Karachi, June 14, 2025 – The Sindh government has set an ambitious tax collection target of Rs388 billion for the Sindh Revenue Board (SRB) for the fiscal year 2025-26, marking a significant increase of around 20 percent from the previous year.
According to official budget documents, the SRB had been assigned a collection target of Rs350 billion for the outgoing fiscal year, but actual revenue estimates were around Rs324 billion. The new target reflects the provincial government’s focus on enhancing revenue generation through local resources amid growing fiscal pressures.
The SRB, which is primarily responsible for the collection of sales tax on services in Sindh, has now also been entrusted with the task of collecting agricultural income tax. This expanded mandate is part of the province’s broader strategy to diversify its revenue streams and strengthen its fiscal independence.

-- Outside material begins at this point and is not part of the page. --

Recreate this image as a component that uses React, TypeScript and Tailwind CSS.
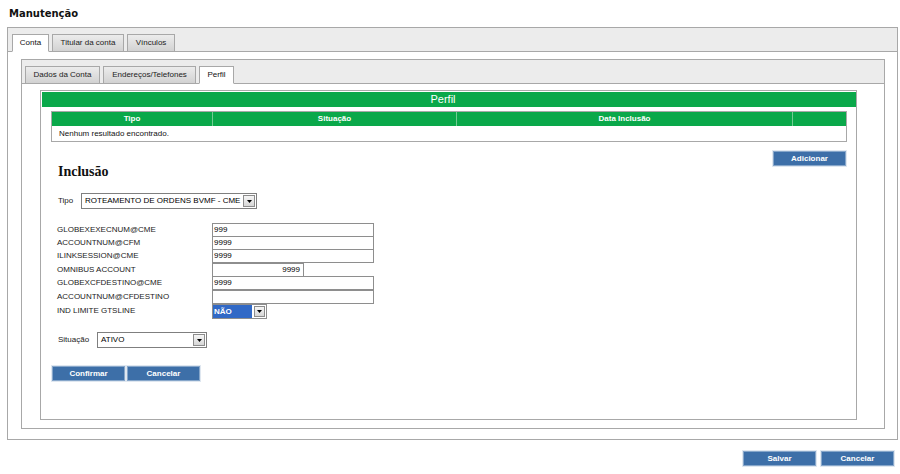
import React from "react";

const Arrow = ({ box }: { box: string }) => (
  <div className={box}>
    <svg width="5" height="3" viewBox="0 0 5 3">
      <path d="M0 0h5L2.5 3z" fill="#000" />
    </svg>
  </div>
);

const Btn = ({ label, cls }: { label: string; cls: string }) => (
  <div className={cls}>{label}</div>
);

const btnCls =
  "h-[15px] w-[73px] bg-[#3d6fa8] border border-[#86a6ca] shadow-[0_0_0_1px_#dfe7f0] text-white font-bold text-[8px] leading-none flex items-center justify-center";

const fields: { label: string; value: string; kind: "full" | "short" | "select"; h: string }[] = [
  { label: "GLOBEXEXECNUM@CME", value: "999", kind: "full", h: "h-[13px]" },
  { label: "ACCOUNTNUM@CFM", value: "9999", kind: "full", h: "h-[13px]" },
  { label: "ILINKSESSION@CME", value: "9999", kind: "full", h: "h-[14px]" },
  { label: "OMNIBUS ACCOUNT", value: "9999", kind: "short", h: "h-[13px]" },
  { label: "GLOBEXCFDESTINO@CME", value: "9999", kind: "full", h: "h-[14px]" },
  { label: "ACCOUNTNUM@CFDESTINO", value: "", kind: "full", h: "h-[14px]" },
  { label: "IND LIMITE GTSLINE", value: "NÃO", kind: "select", h: "h-[15px]" },
];

export default function App() {
  return (
    <div className="w-[900px] h-[474px] bg-white font-['Liberation_Sans',Arial,sans-serif] text-[8px] text-black overflow-hidden">
      <div className="h-[27px] pl-[9px] pt-[8px] font-['DejaVu_Sans',Verdana,sans-serif] font-bold text-[10px] leading-[12px] text-[#111]">
        Manutenção
      </div>

      {/* Outer box */}
      <div className="ml-[7px] w-[891px] h-[413px] border border-[#a8a8a8] flex flex-col">
        <div className="h-[24px] shrink-0 bg-[#ececec] border-b border-[#a8a8a8] flex items-end gap-[3px] pl-[4px]">
          <div className="w-[37px] h-[18px] -mb-px bg-white border border-[#a8a8a8] border-b-white flex items-center justify-center text-[#111]">
            Conta
          </div>
          <div className="w-[72px] h-[18px] -mb-px bg-gradient-to-b from-[#ececec] to-[#d2d2d2] border border-[#a8a8a8] flex items-center justify-center text-[#222]">
            Titular da conta
          </div>
          <div className="w-[48px] h-[18px] -mb-px bg-gradient-to-b from-[#ececec] to-[#d2d2d2] border border-[#a8a8a8] flex items-center justify-center text-[#222]">
            Vínculos
          </div>
        </div>

        <div className="pt-[7px] pl-[13px]">
          {/* Inner box */}
          <div className="w-[864px] h-[370px] border border-[#a8a8a8] flex flex-col">
            <div className="h-[24px] shrink-0 bg-[#ececec] border-b border-[#a8a8a8] flex items-end gap-[3px] pl-[3px]">
              <div className="w-[75px] h-[18px] -mb-px bg-gradient-to-b from-[#ececec] to-[#d2d2d2] border border-[#a8a8a8] flex items-center justify-center text-[#222]">
                Dados da Conta
              </div>
              <div className="w-[93px] h-[18px] -mb-px bg-gradient-to-b from-[#ececec] to-[#d2d2d2] border border-[#a8a8a8] flex items-center justify-center text-[#222]">
                Endereços/Telefones
              </div>
              <div className="w-[35px] h-[18px] -mb-px bg-white border border-[#a8a8a8] border-b-white flex items-center justify-center text-[#111]">
                Perfil
              </div>
            </div>

            <div className="pt-[6px] pl-[18px]">
              {/* Innermost box */}
              <div className="w-[817px] h-[330px] border border-[#a8a8a8] flex flex-col">
                <div className="mt-[1px] ml-[1px] h-[15px] bg-[#0aa84a] text-white text-[11px] leading-none flex items-center justify-center">
                  <span className="-ml-[12px]">Perfil</span>
                </div>

                {/* Table */}
                <div className="mt-[4px] ml-[10px] w-[796px] border border-[#a8a8a8]">
                  <div className="h-[14px] bg-[#0aa84a] flex text-white font-bold text-[8px]">
                    <div className="w-[161px] border-r border-[#72cc92] flex items-center justify-center">Tipo</div>
                    <div className="w-[244px] border-r border-[#72cc92] flex items-center justify-center">Situação</div>
                    <div className="w-[336px] border-r border-[#72cc92] flex items-center justify-center">Data Inclusão</div>
                    <div className="flex-1" />
                  </div>
                  <div className="h-[15px] flex items-center pl-[7px] text-[#111]">
                    Nenhum resultado encontrado.
                  </div>
                </div>

                <div className="mt-[9px] flex justify-end mr-[10px]">
                  <Btn label="Adicionar" cls={btnCls} />
                </div>

                <div className="ml-[17px] font-['Liberation_Serif',serif] font-bold text-[14px] leading-[12px] text-[#111]">
                  Inclusão
                </div>

                {/* Tipo */}
                <div className="mt-[15px] ml-[17px] flex items-center text-[#222]">
                  <div className="w-[23px]">Tipo</div>
                  <div className="w-[176px] h-[16px] border border-[#7f7f7f] bg-white flex items-center justify-between pl-[3px] pr-[1px]">
                    <span className="text-black">ROTEAMENTO DE ORDENS BVMF - CME</span>
                    <Arrow box="w-[12px] h-[12px] border border-[#8c8c8c] bg-gradient-to-b from-[#f6f6f6] to-[#d6d6d6] flex items-center justify-center" />
                  </div>
                </div>

                {/* Fields */}
                <div className="mt-[14px] ml-[16px] flex flex-col">
                  {fields.map((f) => (
                    <div key={f.label} className={`${f.h} flex items-start`}>
                      <div className="w-[155px] h-[14px] flex items-center text-[#222]">{f.label}</div>
                      {f.kind === "full" && (
                        <div className="w-[162px] h-[14px] border border-[#8e8e8e] bg-white flex items-center pl-[1px] text-black">
                          {f.value}
                        </div>
                      )}
                      {f.kind === "short" && (
                        <div className="w-[92px] h-[14px] border border-[#8e8e8e] bg-white flex items-center justify-end pr-[3px] text-black">
                          {f.value}
                        </div>
                      )}
                      {f.kind === "select" && (
                        <div className="w-[55px] h-[15px] border border-[#8e8e8e] bg-white flex items-center">
                          <div className="w-[39px] h-[13px] bg-[#3169c6] text-white font-bold flex items-center pl-[1px]">
                            {f.value}
                          </div>
                          <div className="flex-1 flex justify-end pr-[1px]">
                            <Arrow box="w-[11px] h-[11px] border border-[#8c8c8c] bg-gradient-to-b from-[#f6f6f6] to-[#d6d6d6] flex items-center justify-center" />
                          </div>
                        </div>
                      )}
                    </div>
                  ))}
                </div>

                {/* Situação */}
                <div className="mt-[13px] ml-[17px] flex items-center text-[#222]">
                  <div className="w-[39px]">Situação</div>
                  <div className="w-[110px] h-[16px] border border-[#7f7f7f] bg-white flex items-center justify-between pl-[3px] pr-[1px]">
                    <span className="text-black">ATIVO</span>
                    <Arrow box="w-[12px] h-[12px] border border-[#8c8c8c] bg-gradient-to-b from-[#f6f6f6] to-[#d6d6d6] flex items-center justify-center" />
                  </div>
                </div>

                <div className="mt-[18px] ml-[11px] flex gap-[2px]">
                  <Btn label="Confirmar" cls={btnCls} />
                  <Btn label="Cancelar" cls={btnCls} />
                </div>
              </div>
            </div>
          </div>
        </div>
      </div>

      <div className="mt-[11px] flex justify-end gap-[5px] pr-[6px]">
        <Btn label="Salvar" cls={btnCls} />
        <Btn label="Cancelar" cls={btnCls} />
      </div>
    </div>
  );
}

In his budget speech, Sindh Chief Minister Syed Murad Ali Shah stated that the government must align provincial expenditures with available revenues. “Rising developmental needs and growing international financial obligations make it imperative to generate additional funds from indigenous sources,” he said. The chief minister assured that efforts had been made to minimize the impact of new measures on lower-income groups.

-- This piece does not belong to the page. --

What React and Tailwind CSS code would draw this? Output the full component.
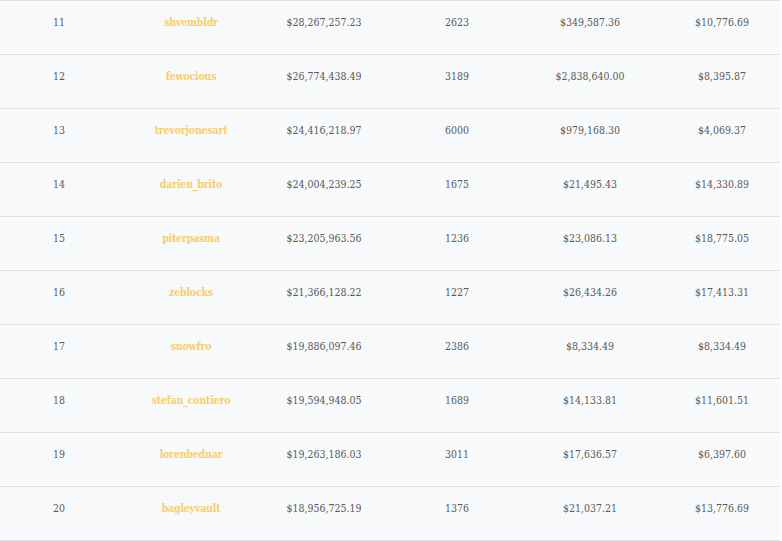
const rows = [
  ['11', 'shvembldr', '$28,267,257.23', '2623', '$349,587.36', '$10,776.69'],
  ['12', 'fewocious', '$26,774,438.49', '3189', '$2,838,640.00', '$8,395.87'],
  ['13', 'trevorjonesart', '$24,416,218.97', '6000', '$979,168.30', '$4,069.37'],
  ['14', 'darien_brito', '$24,004,239.25', '1675', '$21,495.43', '$14,330.89'],
  ['15', 'piterpasma', '$23,205,963.56', '1236', '$23,086.13', '$18,775.05'],
  ['16', 'zeblocks', '$21,366,128.22', '1227', '$26,434.26', '$17,413.31'],
  ['17', 'snowfro', '$19,886,097.46', '2386', '$8,334.49', '$8,334.49'],
  ['18', 'stefan_contiero', '$19,594,948.05', '1689', '$14,133.81', '$11,601.51'],
  ['19', 'lorenbednar', '$19,263,186.03', '3011', '$17,636.57', '$6,397.60'],
  ['20', 'bagleyvault', '$18,956,725.19', '1376', '$21,037.21', '$13,776.69'],
];

export default function App() {
  return (
    <div className="w-[782px] h-[541px] bg-white font-['DejaVu_Serif_Condensed','Roboto',sans-serif] text-[10.5px] text-[#595959]">
      <div className="w-[780px] bg-[#f8f9fb] border-t border-[#dfe2e6]">
        {rows.map((r) => (
          <div
            key={r[0]}
            className="grid grid-cols-[118px_146px_120px_146px_120px_1fr] h-[54px] border-b border-[#dfe2e6] pt-[12px] leading-[18px] text-center"
          >
            <div>{r[0]}</div>
            <div className="text-[#f6ce6a] font-bold tracking-[-0.2px]">{r[1]}</div>
            <div>{r[2]}</div>
            <div>{r[3]}</div>
            <div>{r[4]}</div>
            <div className="pl-[14px]">{r[5]}</div>
          </div>
        ))}
      </div>
    </div>
  );
}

A key fiscal reform announced in the speech was the transition from the existing Positive List to a Negative List regime for Sindh sales tax on services. Under the new system, all services will be deemed taxable unless specifically exempted. This shift is aimed at expanding the tax base, reducing tariff disputes, and streamlining collection processes. Essential and social services, however, will remain exempt, and certain newly taxed services will attract reduced rates.

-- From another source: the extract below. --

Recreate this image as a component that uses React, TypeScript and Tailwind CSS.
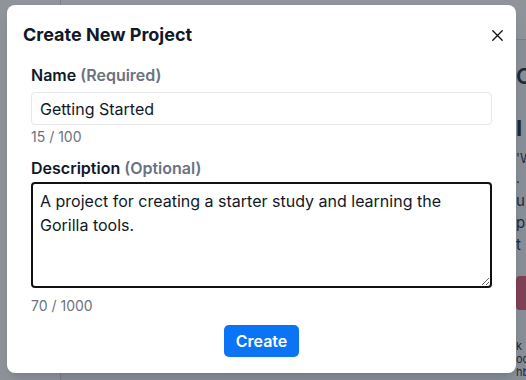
import React, { useState } from "react";

function CloseIcon() {
  return (
    <svg width="11" height="11" viewBox="0 0 11 11" fill="none">
      <path d="M0.8 0.8L10.2 10.2M10.2 0.8L0.8 10.2" stroke="#111" strokeWidth="1.3" strokeLinecap="round" />
    </svg>
  );
}

// faint page that sits behind the dialog overlay
function BackgroundPage() {
  return (
    <div className="flex h-[380px] w-[526px] bg-[#f3f4f6]">
      <div className="w-[61px] shrink-0 border-r border-[#d1d5db] bg-white" />
      <div className="flex flex-1 flex-col">
        <div className="h-[40px] border-b border-[#d1d5db] bg-white" />
        <div className="flex flex-1">
          <div className="w-[454px] shrink-0" />
          <div className="flex flex-1 flex-col overflow-hidden pl-[1px] text-[#1f2937]">
            <div className="mt-[22px] text-[22px] font-semibold leading-[28px]">C</div>
            <div className="mt-[24px] text-[22px] font-bold leading-[28px]">I</div>
            <div className="mt-[6px] text-[13px] leading-[20px]">'W</div>
            <div className="text-[13px] leading-[20px]">.</div>
            <div className="mt-[2px] text-[15px] leading-[22px]">u</div>
            <div className="text-[15px] leading-[22px]">pl</div>
            <div className="text-[15px] leading-[22px]">t</div>
            <div className="mt-[20px] h-[34px] w-[40px] rounded-l bg-[#e25675]" />
            <div className="mt-[30px] text-[11px] leading-[13px]">k</div>
            <div className="text-[11px] leading-[13px]">od</div>
            <div className="text-[11px] leading-[13px]">hb</div>
          </div>
        </div>
      </div>
    </div>
  );
}

export default function App() {
  const [name, setName] = useState("Getting Started");
  const [description, setDescription] = useState(
    "A project for creating a starter study and learning the Gorilla tools."
  );

  return (
    <div
      className="relative h-[380px] w-[526px] overflow-hidden"
      style={{ fontFamily: "Inter, 'Noto Sans', sans-serif" }}
    >
      <BackgroundPage />
      <div className="absolute inset-0 bg-[#1f2937]/50">
        <div className="ml-[7px] mt-[5px] flex h-[368px] w-[509px] flex-col rounded-lg bg-white shadow-lg">
          <div className="flex items-center justify-between pl-4 pr-[7px] pt-4">
            <h2 className="text-[18px] font-bold leading-[28px] text-[#111827]">Create New Project</h2>
            <button className="flex h-6 w-6 items-center justify-center">
              <CloseIcon />
            </button>
          </div>

          <div className="flex flex-1 flex-col px-6 pt-4">
            <label className="text-[16px] font-semibold leading-[20px] text-[#111827]">
              Name <span className="text-[#6b7280]">(Required)</span>
            </label>
            <input
              type="text"
              value={name}
              onChange={(e) => setName(e.target.value)}
              className="mt-[7px] h-[33px] w-full rounded border border-[#e5e7eb] px-2 text-[16px] text-[#111827] outline-none"
            />
            <div className="mt-[2px] text-[14px] leading-[20px] text-[#6b7280]">
              {name.length} / 100
            </div>

            <label className="mt-[11px] text-[16px] font-semibold leading-[20px] text-[#111827]">
              Description <span className="text-[#6b7280]">(Optional)</span>
            </label>
            <textarea
              value={description}
              onChange={(e) => setDescription(e.target.value)}
              className="mt-[4px] block h-[106px] w-full resize-y rounded border-2 border-[#111] px-[7px] pt-[5px] text-[16px] leading-6 text-[#111827] outline-none"
            />
            <div className="mt-[8px] text-[14px] leading-[20px] text-[#6b7280]">
              {description.length} / 1000
            </div>

            <div className="mt-[9px] flex justify-center">
              <button className="h-[32px] w-[75px] rounded-[5px] bg-[#0b74f5] text-[16px] font-semibold text-white">
                Create
              </button>
            </div>
          </div>
        </div>
      </div>
    </div>
  );
}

To further support small businesses, service providers with annual turnovers below Rs4 million will remain exempt from sales tax. Additionally, several facilitative measures have been introduced:
• The sales tax rate on services currently taxed at 10% will be reduced to 8%.
• To promote vehicle safety and public welfare, the sales tax on third-party vehicle insurance will be cut from 15% to 5%.
• The exemption threshold for restaurants and caterers has been raised from Rs2.5 million to Rs5 million in annual turnover.
• Procedural simplifications will be implemented, including easier registration and reduced-rate service options.
Through these changes, the Sindh government aims to empower the SRB to meet its enhanced collection target while promoting economic inclusivity and reducing the compliance burden on smaller enterprises. The upcoming fiscal year will test the effectiveness of these reforms as Sindh works to strengthen its fiscal framework and ensure sustainable revenue growth.